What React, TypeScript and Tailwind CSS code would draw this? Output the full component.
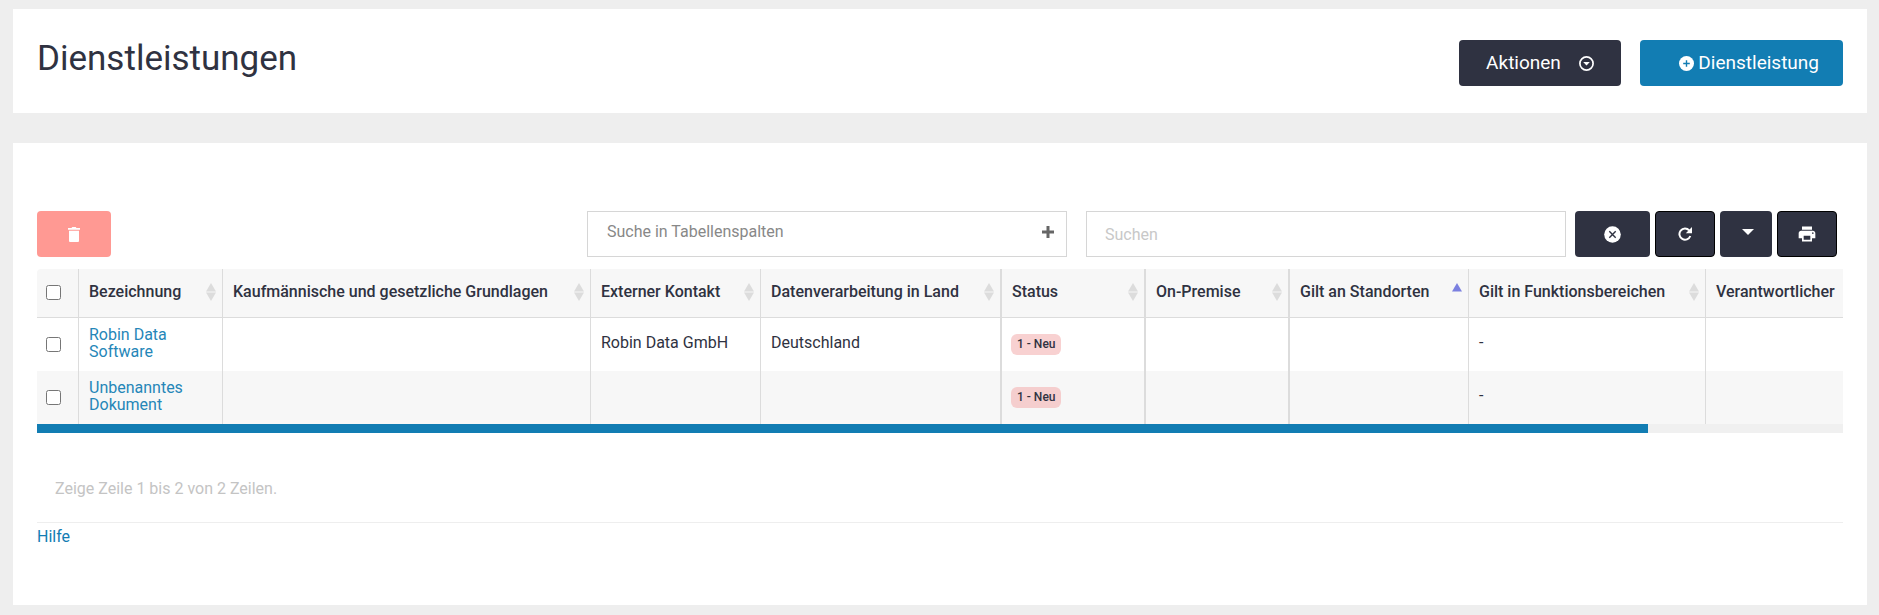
import React, { useState } from "react";
import { MdPrint } from "react-icons/md";

interface Service {
  id: number;
  name: string;
  contact: string;
  country: string;
  status: string;
  areas: string;
}

interface Column {
  label: string;
  width: string;
  sort: "none" | "asc";
}

const columns: Column[] = [
  { label: "Bezeichnung", width: "w-[144px] border-r", sort: "none" },
  { label: "Kaufmännische und gesetzliche Grundlagen", width: "w-[368px] border-r", sort: "none" },
  { label: "Externer Kontakt", width: "w-[170px] border-r", sort: "none" },
  { label: "Datenverarbeitung in Land", width: "w-[241px] border-r-2", sort: "none" },
  { label: "Status", width: "w-[144px] border-r-2", sort: "none" },
  { label: "On-Premise", width: "w-[144px] border-r-2", sort: "none" },
  { label: "Gilt an Standorten", width: "w-[179px] border-r", sort: "asc" },
  { label: "Gilt in Funktionsbereichen", width: "w-[237px] border-r", sort: "none" },
  { label: "Verantwortlicher", width: "w-[356px]", sort: "none" },
];

const services: Service[] = [
  { id: 1, name: "Robin Data Software", contact: "Robin Data GmbH", country: "Deutschland", status: "1 - Neu", areas: "-" },
  { id: 2, name: "Unbenanntes Dokument", contact: "", country: "", status: "1 - Neu", areas: "-" },
];

const SortIcon = ({ sort }: { sort: "none" | "asc" }) => (
  <svg width="10" height="18" viewBox="0 0 10 18" className="shrink-0">
    <path d="M5 0l5 8.500H0z" fill={sort === "asc" ? "#7b80e0" : "#dcdcdc"} />
    {sort === "none" && <path d="M0 9.500h10L5 18z" fill="#dcdcdc" />}
  </svg>
);

const CaretCircle = () => (
  <svg width="15" height="15" viewBox="0 0 15 15">
    <circle cx="7.500" cy="7.500" r="6.600" fill="none" stroke="currentColor" strokeWidth="1.700" />
    <path d="M4.200 6h6.600L7.500 9.400z" fill="currentColor" />
  </svg>
);

const PlusCircle = () => (
  <svg width="15" height="15" viewBox="0 0 15 15">
    <circle cx="7.500" cy="7.500" r="7.500" fill="currentColor" />
    <path d="M7.500 4.200v6.600M4.200 7.500h6.600" stroke="#127db3" strokeWidth="1.400" />
  </svg>
);

const CloseCircle = () => (
  <svg width="17" height="17" viewBox="0 0 17 17">
    <circle cx="8.500" cy="8.500" r="8.300" fill="currentColor" />
    <path d="M5.300 5.300l6.400 6.400M11.700 5.300l-6.400 6.400" stroke="#2f3241" strokeWidth="1.400" />
  </svg>
);

const Trash = () => (
  <svg width="12" height="15" viewBox="0 0 12 15" fill="currentColor">
    <path d="M0 1h3.500l.8-1h3.400l.8 1H12v1.800H0zM1 3.800h10V14a1 1 0 0 1-1 1H2a1 1 0 0 1-1-1z" />
  </svg>
);

const Reload = () => (
  <svg width="14" height="14" viewBox="0 0 14 14">
    <path d="M11.200 3.300A5.600 5.600 0 1 0 12.300 9" fill="none" stroke="currentColor" strokeWidth="2" />
    <path d="M14 0v6.200H7.800z" fill="currentColor" />
  </svg>
);

const toolButton = "flex h-[46px] items-center justify-center rounded bg-[#2f3241] text-white";
const cell = "border-[#dcdcdc] px-[10px] pb-1 align-middle";

const App = () => {
  const [selected, setSelected] = useState<number[]>([]);
  const [search, setSearch] = useState("");

  const toggle = (id: number) => {
    setSelected(selected.includes(id) ? selected.filter((s) => s !== id) : [...selected, id]);
  };

  const toggleAll = () => {
    setSelected(selected.length === services.length ? [] : services.map((s) => s.id));
  };

  return (
    <div className="min-h-screen bg-[#eeeeee] pt-[9px] pr-3 pb-[9px] pl-[13px] font-['Roboto',sans-serif] text-base text-[#2f3241]">
      <header className="flex h-[104px] items-center justify-between bg-white px-6">
        <h1 className="pb-1 text-[35px] leading-10">Dienstleistungen</h1>
        <div className="flex gap-[19px] pt-1 text-[19px]">
          <button className="flex h-[46px] w-[162px] items-center justify-center gap-[18px] rounded bg-[#2f3241] text-white">
            Aktionen
            <CaretCircle />
          </button>
          <button className="flex h-[46px] w-[203px] items-center justify-end gap-1 rounded bg-[#127db3] pr-6 text-white">
            <PlusCircle />
            Dienstleistung
          </button>
        </div>
      </header>

      <main className="mt-[30px] bg-white px-6 pt-[68px] pb-14">
        <div className="flex items-center pr-[6px]">
          <button aria-label="Löschen" className="flex h-[46px] w-[74px] items-center justify-center rounded bg-[#ff9993] text-white">
            <Trash />
          </button>
          <div className="ml-auto flex">
            <button className="flex h-[46px] w-[480px] items-center justify-between border border-[#d6d6d6] pr-3 pb-1 pl-[19px] text-[#888888]">
              Suche in Tabellenspalten
              <svg width="12" height="12" viewBox="0 0 12 12">
                <path d="M6 0v12M0 6h12" stroke="#666666" strokeWidth="3" />
              </svg>
            </button>
            <input
              type="text"
              aria-label="Suchen"
              placeholder="Suchen"
              value={search}
              onChange={(e) => setSearch(e.target.value)}
              className="ml-[19px] h-[46px] w-[480px] border border-[#d6d6d6] px-[18px] placeholder:text-[#c8c8c8]"
            />
          </div>
          <div className="ml-[9px] flex gap-[5px]">
            <button aria-label="Suche leeren" className={`${toolButton} w-[75px]`} onClick={() => setSearch("")}>
              <CloseCircle />
            </button>
            <button aria-label="Aktualisieren" className={`${toolButton} w-[60px] border border-black`}>
              <Reload />
            </button>
            <button aria-label="Spalten" className={`${toolButton} w-[52px]`}>
              <svg width="12" height="6" viewBox="0 0 12 6" className="mb-1 ml-1">
                <path d="M0 0h12L6 6z" fill="currentColor" />
              </svg>
            </button>
            <button aria-label="Drucken" className={`${toolButton} w-[60px] border border-black`}>
              <MdPrint size={20} />
            </button>
          </div>
        </div>

        <div className="mt-3 overflow-hidden rounded-tl">
          <table className="w-[2025px] table-fixed border-separate border-spacing-0 text-left">
            <thead>
              <tr className="h-[49px] bg-[#f7f7f7]">
                <th className="w-[42px] border-r border-b border-[#dcdcdc] pb-[2px] pl-[9px] align-middle">
                  <input
                    type="checkbox"
                    aria-label="Alle auswählen"
                    className="block size-[15px]"
                    checked={selected.length === services.length}
                    onChange={toggleAll}
                  />
                </th>
                {columns.map((col) => (
                  <th key={col.label} className={`${col.width} border-b border-[#dcdcdc] pr-[6px] pb-[2px] pl-[10px] align-middle font-medium whitespace-nowrap`}>
                    <div className="flex items-center justify-between">
                      {col.label}
                      <SortIcon sort={col.sort} />
                    </div>
                  </th>
                ))}
              </tr>
            </thead>
            <tbody className="leading-[17px]">
              {services.map((service) => (
                <tr key={service.id} className="h-[53px] even:bg-[#f7f7f7]">
                  <td className="border-r border-[#dcdcdc] pl-[9px] align-middle">
                    <input
                      type="checkbox"
                      aria-label={service.name}
                      className="block size-[15px]"
                      checked={selected.includes(service.id)}
                      onChange={() => toggle(service.id)}
                    />
                  </td>
                  <td className={`${cell} border-r text-[#2586b8]`}>
                    <a href="#">{service.name}</a>
                  </td>
                  <td className={`${cell} border-r`}></td>
                  <td className={`${cell} border-r whitespace-nowrap`}>{service.contact}</td>
                  <td className={`${cell} border-r-2`}>{service.country}</td>
                  <td className="border-r-2 border-[#dcdcdc] pl-[9px] align-middle">
                    <span className="inline-block rounded-md bg-[#f5b8b8]/65 px-[6px] py-[2px] text-xs leading-[17px] font-medium">
                      {service.status}
                    </span>
                  </td>
                  <td className={`${cell} border-r-2`}></td>
                  <td className={`${cell} border-r`}></td>
                  <td className={`${cell} border-r`}>{service.areas}</td>
                  <td className={cell}></td>
                </tr>
              ))}
            </tbody>
          </table>
          <div className="h-[9px] bg-[#f0f0f0]">
            <div className="h-full w-[89.2%] bg-[#127db3]"></div>
          </div>
        </div>

        <p className="mt-11 px-[18px] text-[#c4c4c4]">Zeige Zeile 1 bis 2 von 2 Zeilen.</p>
        <div className="mt-[21px] border-t border-[#eeeeee] pt-[2px]">
          <a href="#" className="text-[#127db3]">Hilfe</a>
        </div>
      </main>
    </div>
  );
};

export default App;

+++

Goal: Gather each line from the listing above that holds "full".

Solved problem:
What React, TypeScript and Tailwind CSS code would draw this? Output the full component.
            <div className="h-full w-[89.2%] bg-[#127db3]"></div>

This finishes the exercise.